Filter the listing below, copying every line in which the word "page" appears.
═══ DATA LINES
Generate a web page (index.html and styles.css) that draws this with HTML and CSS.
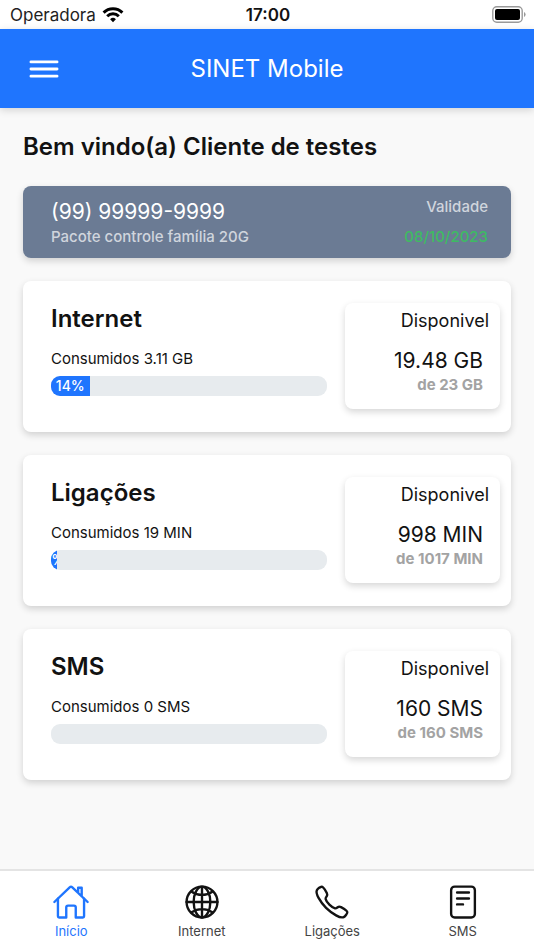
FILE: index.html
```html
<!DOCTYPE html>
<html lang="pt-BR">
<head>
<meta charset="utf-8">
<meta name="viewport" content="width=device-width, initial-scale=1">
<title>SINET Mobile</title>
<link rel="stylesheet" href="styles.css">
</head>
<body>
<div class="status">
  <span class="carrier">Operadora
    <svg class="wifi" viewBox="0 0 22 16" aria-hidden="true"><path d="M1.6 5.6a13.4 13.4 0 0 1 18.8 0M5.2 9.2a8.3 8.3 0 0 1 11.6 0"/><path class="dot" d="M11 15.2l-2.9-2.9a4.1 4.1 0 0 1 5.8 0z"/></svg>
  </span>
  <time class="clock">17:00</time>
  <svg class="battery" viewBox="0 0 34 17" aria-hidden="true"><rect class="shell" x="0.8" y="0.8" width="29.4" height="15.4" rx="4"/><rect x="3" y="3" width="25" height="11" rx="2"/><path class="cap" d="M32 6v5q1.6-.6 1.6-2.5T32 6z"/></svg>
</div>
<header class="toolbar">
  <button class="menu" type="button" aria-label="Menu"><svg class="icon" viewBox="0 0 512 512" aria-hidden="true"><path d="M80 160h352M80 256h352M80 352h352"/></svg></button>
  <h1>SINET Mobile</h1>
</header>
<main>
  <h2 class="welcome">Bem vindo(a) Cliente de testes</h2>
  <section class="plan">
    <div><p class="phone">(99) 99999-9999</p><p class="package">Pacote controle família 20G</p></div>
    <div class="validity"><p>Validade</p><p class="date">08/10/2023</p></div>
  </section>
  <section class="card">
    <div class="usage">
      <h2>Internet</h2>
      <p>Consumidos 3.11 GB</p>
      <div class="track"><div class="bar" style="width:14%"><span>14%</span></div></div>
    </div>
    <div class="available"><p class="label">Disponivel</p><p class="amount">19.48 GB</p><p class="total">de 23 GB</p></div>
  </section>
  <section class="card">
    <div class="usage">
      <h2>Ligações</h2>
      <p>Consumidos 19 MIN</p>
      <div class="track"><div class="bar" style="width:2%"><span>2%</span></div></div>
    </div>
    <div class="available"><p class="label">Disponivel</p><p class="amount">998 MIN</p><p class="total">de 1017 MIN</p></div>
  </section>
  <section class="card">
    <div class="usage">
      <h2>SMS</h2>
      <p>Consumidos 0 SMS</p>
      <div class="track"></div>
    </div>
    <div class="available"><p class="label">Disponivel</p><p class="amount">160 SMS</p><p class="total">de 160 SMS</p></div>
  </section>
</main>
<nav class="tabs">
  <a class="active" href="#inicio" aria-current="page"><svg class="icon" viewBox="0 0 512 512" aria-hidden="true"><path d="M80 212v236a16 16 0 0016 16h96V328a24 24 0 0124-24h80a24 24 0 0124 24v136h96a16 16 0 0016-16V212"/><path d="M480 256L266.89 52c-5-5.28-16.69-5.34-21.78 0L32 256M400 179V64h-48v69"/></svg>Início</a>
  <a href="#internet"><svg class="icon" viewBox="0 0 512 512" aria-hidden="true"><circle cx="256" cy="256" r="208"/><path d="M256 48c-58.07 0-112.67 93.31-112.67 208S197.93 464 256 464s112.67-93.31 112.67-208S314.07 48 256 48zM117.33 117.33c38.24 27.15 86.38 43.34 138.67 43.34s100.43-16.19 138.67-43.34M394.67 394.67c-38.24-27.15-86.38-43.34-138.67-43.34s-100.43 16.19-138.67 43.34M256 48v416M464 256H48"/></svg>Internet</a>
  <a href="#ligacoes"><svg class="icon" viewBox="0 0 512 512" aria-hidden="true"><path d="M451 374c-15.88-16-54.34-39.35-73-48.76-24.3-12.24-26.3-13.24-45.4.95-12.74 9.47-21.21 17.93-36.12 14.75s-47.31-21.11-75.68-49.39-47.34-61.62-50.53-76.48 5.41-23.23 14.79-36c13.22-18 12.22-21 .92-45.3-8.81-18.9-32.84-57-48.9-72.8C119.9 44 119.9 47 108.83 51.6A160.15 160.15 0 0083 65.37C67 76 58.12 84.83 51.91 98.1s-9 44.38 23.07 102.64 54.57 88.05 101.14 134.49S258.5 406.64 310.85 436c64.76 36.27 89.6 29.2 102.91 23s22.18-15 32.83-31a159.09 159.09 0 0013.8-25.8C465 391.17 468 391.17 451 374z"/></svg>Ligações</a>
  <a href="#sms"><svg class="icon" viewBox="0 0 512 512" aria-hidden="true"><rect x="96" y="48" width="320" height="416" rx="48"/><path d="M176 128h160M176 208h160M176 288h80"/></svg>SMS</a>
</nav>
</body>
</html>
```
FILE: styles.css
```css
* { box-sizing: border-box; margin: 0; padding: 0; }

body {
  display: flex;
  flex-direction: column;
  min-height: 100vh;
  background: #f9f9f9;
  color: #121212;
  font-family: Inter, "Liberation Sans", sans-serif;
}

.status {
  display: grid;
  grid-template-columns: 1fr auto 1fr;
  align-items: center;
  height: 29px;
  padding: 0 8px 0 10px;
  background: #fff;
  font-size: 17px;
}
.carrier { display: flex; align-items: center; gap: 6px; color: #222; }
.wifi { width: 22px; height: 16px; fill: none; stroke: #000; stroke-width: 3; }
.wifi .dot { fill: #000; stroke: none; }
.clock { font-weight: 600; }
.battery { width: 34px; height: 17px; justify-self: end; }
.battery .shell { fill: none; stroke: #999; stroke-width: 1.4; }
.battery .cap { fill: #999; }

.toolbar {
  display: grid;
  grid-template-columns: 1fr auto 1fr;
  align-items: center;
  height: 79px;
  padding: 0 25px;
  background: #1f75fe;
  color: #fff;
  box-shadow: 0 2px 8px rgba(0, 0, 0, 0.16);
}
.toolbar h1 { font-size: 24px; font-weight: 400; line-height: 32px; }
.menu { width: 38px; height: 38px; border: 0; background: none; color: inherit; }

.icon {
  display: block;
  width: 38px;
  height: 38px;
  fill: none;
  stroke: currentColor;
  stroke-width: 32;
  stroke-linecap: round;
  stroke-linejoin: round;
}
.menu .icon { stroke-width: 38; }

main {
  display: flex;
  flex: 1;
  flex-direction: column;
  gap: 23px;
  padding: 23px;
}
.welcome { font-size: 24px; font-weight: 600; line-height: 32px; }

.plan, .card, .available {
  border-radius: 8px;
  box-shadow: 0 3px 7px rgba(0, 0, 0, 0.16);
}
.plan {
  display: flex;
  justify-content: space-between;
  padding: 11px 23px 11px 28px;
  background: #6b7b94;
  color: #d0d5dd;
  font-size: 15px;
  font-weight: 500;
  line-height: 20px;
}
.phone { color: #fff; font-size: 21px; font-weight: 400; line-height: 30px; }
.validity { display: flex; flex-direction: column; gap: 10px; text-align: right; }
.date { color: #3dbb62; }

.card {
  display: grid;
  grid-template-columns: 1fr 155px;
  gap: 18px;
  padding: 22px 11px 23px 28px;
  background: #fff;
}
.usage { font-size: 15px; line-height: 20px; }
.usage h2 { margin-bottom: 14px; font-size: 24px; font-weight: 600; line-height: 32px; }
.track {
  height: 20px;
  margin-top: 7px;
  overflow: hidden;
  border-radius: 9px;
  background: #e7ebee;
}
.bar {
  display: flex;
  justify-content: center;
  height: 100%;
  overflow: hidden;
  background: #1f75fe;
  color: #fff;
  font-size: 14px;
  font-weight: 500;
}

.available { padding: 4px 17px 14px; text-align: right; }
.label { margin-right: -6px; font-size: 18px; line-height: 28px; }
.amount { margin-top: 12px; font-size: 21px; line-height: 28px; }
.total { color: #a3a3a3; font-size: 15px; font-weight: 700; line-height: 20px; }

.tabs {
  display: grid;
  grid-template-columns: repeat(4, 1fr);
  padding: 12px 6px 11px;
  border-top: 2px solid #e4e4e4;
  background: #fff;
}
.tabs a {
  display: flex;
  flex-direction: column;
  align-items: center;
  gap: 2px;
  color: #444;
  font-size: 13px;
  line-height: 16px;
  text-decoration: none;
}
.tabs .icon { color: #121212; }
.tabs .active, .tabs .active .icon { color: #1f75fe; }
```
══════
— IN RESPONSE —
Generate a web page (index.html and styles.css) that draws this with HTML and CSS.
  <a class="active" href="#inicio" aria-current="page"><svg class="icon" viewBox="0 0 512 512" aria-hidden="true"><path d="M80 212v236a16 16 0 0016 16h96V328a24 24 0 0124-24h80a24 24 0 0124 24v136h96a16 16 0 0016-16V212"/><path d="M480 256L266.89 52c-5-5.28-16.69-5.34-21.78 0L32 256M400 179V64h-48v69"/></svg>Início</a>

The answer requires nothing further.